Farmers Delight

Farmers Delight servers shift survival away from sprinting to the Nether and toward a steadier, craft-driven routine. Crops, foraging, and cooking stop being background chores and start driving progression, trade, and how people build their bases. A good home is not just storage and beds, it is a working kitchen and a farm that keeps players moving.

The loop is straightforward: grow or gather ingredients, process them at a kitchen setup, and stock meals that support longer mining runs, exploration, and group projects. Multiplayer naturally pushes specialization. Someone runs fields and animals, someone cooks in bulk, others supply iron, charcoal, salt, and hard-to-get ingredients. That division of labor turns food into a real resource with real value.

These servers feel grounded and social. Kitchens become meetup spots, farms become landmarks, and progress shows up as reliability: feeding a crew, keeping supplies flowing, and coming home with a plan instead of a stack of steak. Combat and adventure still matter, but they orbit a home base that actually functions.

Is it mostly cozy roleplay, or does survival still matter?

It is still survival. You mine, fight, and explore like normal, but farming and cooking have enough depth that bases, towns, and trade networks form more naturally. Some communities play it cozy, others stay progression-focused.

Do I have to focus on farming to fit in?

No. Cooks and farmers thrive, but miners and explorers are just as relevant because they supply fuel, metals, and rare ingredients, then buy meals for long sessions or dangerous runs.

What does progression look like in practice?

Early game is simple crops and basic meals. Midgame is building a real kitchen and stabilizing ingredient production so you can cook consistently for yourself or a group. Late game becomes efficiency and scale: bulk cooking, dependable supply lines, and trading food like any other core material.

If I can eat steak, why bother with cooking?
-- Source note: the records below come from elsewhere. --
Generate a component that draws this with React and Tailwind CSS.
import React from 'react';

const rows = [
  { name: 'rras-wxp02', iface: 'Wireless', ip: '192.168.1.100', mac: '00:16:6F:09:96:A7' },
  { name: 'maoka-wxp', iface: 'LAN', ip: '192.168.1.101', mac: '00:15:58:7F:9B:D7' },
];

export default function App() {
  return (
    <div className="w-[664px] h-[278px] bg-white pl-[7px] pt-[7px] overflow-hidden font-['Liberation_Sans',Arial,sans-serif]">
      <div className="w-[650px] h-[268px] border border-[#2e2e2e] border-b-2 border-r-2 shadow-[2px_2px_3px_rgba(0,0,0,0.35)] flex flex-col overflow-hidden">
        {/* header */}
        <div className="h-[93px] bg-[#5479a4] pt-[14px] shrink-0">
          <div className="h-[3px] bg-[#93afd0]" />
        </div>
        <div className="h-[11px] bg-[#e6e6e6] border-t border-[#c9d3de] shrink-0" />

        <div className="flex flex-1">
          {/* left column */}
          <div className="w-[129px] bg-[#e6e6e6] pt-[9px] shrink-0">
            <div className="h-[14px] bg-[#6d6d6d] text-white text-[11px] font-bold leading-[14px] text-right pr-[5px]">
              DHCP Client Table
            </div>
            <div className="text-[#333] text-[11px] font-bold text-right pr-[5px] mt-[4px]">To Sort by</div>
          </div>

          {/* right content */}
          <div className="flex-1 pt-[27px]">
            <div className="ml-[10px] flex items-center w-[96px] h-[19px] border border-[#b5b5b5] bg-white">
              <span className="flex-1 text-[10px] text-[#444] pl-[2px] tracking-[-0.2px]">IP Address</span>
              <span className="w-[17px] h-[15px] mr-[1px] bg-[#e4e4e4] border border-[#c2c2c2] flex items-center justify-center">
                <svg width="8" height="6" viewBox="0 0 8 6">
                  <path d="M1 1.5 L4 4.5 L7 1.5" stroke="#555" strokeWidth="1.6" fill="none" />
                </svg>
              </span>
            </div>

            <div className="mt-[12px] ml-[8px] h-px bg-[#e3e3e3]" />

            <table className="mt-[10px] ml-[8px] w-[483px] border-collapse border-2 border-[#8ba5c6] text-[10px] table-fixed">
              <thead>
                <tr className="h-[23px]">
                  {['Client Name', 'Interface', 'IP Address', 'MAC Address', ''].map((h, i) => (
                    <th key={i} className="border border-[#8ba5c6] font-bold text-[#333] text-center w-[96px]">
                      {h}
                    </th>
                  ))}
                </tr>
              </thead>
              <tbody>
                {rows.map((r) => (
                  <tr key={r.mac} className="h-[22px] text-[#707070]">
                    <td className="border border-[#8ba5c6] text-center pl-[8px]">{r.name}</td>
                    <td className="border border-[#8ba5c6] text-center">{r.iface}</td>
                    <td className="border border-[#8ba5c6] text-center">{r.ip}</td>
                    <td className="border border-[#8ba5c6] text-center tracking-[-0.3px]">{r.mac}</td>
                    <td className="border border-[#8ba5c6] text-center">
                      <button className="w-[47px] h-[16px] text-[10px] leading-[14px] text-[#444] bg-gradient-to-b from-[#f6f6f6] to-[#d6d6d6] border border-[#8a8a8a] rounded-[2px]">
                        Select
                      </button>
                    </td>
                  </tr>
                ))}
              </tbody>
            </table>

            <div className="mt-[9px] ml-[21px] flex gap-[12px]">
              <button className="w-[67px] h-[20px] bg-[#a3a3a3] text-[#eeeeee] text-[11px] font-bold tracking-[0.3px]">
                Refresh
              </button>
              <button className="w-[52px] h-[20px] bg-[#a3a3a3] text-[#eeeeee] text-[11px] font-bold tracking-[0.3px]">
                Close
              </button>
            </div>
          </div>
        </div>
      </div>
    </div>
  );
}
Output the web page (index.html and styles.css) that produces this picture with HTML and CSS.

On servers that lean into the format, prepared meals stay relevant through balance choices or ingredient access. Even without heavy tuning, players still adopt cooking because it supports group play, reduces downtime, and makes base life more than refilling hunger.

How does the economy usually work on these servers?

Food becomes a commodity. Players sell meals, ingredients, seeds, and sometimes cooking as a service. It is common to see one or two reliable kitchens supplying builders and fighters while farmers and gatherers keep the pipeline full.